Given this, lawyers should advise clients to review their beneficiary forms and consider making a spouse the sole beneficiary if he or she has a large IRA.
This may not always be the best option, however. State estate taxes may factor into the equation, and clients must file a federal estate tax return to take advantage of the portability rule, a requirement some may see as too much of a hassle.
Another downside: portability only applies to the last deceased spouse. That means if a surviving spouse gets her husband’s unused exemption, and then she remarries and her new husband dies and uses up the exemption, she will lose the carry-over from the first husband.
“I just had a conversation with a client a couple of hours ago who will leave everything to his wife. I had to explain that if his wife remarries, his daughters are going to get hit with an extra $1.5 million in estate tax,” said Barry Picker, a CPA whose firm Picker & Auerbach is in Brooklyn, N.Y.
Such conversations may continue to take place beyond the two-year limit of the law. Although the exemption amount may change, Obama has said that he wants to make portability a permanent feature.
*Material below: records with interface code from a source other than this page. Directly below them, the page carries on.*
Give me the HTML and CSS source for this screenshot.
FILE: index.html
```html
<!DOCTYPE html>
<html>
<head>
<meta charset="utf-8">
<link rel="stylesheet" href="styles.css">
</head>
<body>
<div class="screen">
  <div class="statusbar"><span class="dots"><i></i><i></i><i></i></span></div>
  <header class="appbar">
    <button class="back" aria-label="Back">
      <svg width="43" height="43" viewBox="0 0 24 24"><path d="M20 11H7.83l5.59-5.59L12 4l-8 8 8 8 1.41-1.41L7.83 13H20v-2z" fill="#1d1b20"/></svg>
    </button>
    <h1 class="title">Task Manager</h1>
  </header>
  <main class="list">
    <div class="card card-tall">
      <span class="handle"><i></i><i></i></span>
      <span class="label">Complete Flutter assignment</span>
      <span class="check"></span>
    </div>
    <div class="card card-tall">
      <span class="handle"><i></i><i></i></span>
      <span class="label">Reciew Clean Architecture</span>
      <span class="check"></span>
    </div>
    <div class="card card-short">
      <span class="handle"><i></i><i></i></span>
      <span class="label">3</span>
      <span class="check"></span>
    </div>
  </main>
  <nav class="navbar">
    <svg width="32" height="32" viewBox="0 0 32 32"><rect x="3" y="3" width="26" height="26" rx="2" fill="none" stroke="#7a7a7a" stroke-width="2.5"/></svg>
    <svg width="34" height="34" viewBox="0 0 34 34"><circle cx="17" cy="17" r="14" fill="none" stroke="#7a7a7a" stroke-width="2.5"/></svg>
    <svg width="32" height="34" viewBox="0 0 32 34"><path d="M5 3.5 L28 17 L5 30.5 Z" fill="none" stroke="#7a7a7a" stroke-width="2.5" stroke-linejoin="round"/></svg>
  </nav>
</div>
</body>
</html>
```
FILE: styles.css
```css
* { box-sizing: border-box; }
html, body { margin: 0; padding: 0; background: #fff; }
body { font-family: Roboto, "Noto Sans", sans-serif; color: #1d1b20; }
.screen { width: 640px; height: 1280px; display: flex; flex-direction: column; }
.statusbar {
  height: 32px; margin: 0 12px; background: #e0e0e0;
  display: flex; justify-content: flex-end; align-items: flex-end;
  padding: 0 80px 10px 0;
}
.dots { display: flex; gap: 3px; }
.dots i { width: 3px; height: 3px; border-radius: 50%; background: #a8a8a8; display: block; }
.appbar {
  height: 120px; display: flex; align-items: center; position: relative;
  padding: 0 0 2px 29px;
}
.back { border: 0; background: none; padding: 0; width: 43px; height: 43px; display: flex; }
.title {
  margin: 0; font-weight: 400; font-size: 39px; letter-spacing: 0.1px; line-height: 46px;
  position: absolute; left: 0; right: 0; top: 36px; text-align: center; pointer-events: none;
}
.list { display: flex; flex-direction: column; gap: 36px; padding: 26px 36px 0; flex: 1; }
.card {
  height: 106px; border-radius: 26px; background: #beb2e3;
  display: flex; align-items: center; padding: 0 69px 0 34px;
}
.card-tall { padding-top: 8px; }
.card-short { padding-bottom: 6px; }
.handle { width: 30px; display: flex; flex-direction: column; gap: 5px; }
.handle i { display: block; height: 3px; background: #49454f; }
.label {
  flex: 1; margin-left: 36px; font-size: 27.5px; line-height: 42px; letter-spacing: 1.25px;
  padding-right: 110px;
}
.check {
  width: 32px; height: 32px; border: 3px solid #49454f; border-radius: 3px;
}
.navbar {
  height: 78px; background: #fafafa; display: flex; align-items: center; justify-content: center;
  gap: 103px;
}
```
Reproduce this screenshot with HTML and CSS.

“If so, it will have a significant impact on how people plan,” said Martin Shenkman, an estate-planning attorney in Paramus, N.J. “You will no longer need a by-pass trust to leave everything to your spouse.”
Deferring taxes on a 2010 Roth
The tax law also clarifies a choice about paying income taxes on a 2010 Roth conversion.
Under special rules, people who converted to a Roth IRA in 2010 could choose between paying all the income tax on the conversion in connection with their 2010 tax return, or splitting the tax payment evenly between 2011 and 2012.
The top tax bracket was expected to go up after 2010 from 35 percent to 39.6 percent, said Picker. But in a better-than-expected change, the new tax law freezes the 2010 income tax rates for another two years, making the choice a no-brainer.
“You might as well defer the taxes and pay it over two years,” said Slott.
Only in rare cases where a taxpayer has unusually low income in 2010 and knows he or she will be in a higher bracket in 2011 or 2012 would forking over all the taxes now be a better choice.
People who converted to a Roth for the purpose of removing assets from their estate may want to recharacterize to a traditional IRA now that the estate tax exemption has been raised, said Shenkman.
Gift tax and GST exclusions
The gift tax exclusion has been bumped up from $1 million in 2010 to $5 million to equal the estate tax exclusion for the next two years. The $5 million is one exclusion for combined gift and estate tax.
The unification of the gift and estate tax means that clients can give away as much during life as after death without incurring any transfer taxes. The portability rule applies to any unused gift tax exclusion that will pass to a surviving spouse.
The generation-skipping tax exclusion has also been raised to $5 million, making it even more attractive to name grandchildren or even younger heirs as beneficiaries of an IRA or Roth IRA. However, unlike the estate and gift tax exclusion, an unused GST exclusion is not portable and cannot be carried over to a surviving spouse.
Unless Congress acts, the $5 million estate tax and gift tax exemptions will go back to $1 million when the tax law expires after 2012.
All of this means estate planning lawyers may have new work come 2013.
“A lot of lawyers are crying that ‘There’s no estate tax anymore, so who needs estate planning anymore?’ It’s just the opposite: whenever the tax laws change, plans have to be updated,” said Slott. If lawyers aren’t calling their existing clients, their clients are probably talking to another lawyer, he cautioned.
“We’ll all be back in two years to go over it again,” said Picker.
“You have to plan for these two years. After that, you have to plan again. So that’s why I say it’s a great time to be an estate-planning attorney,” said Slott.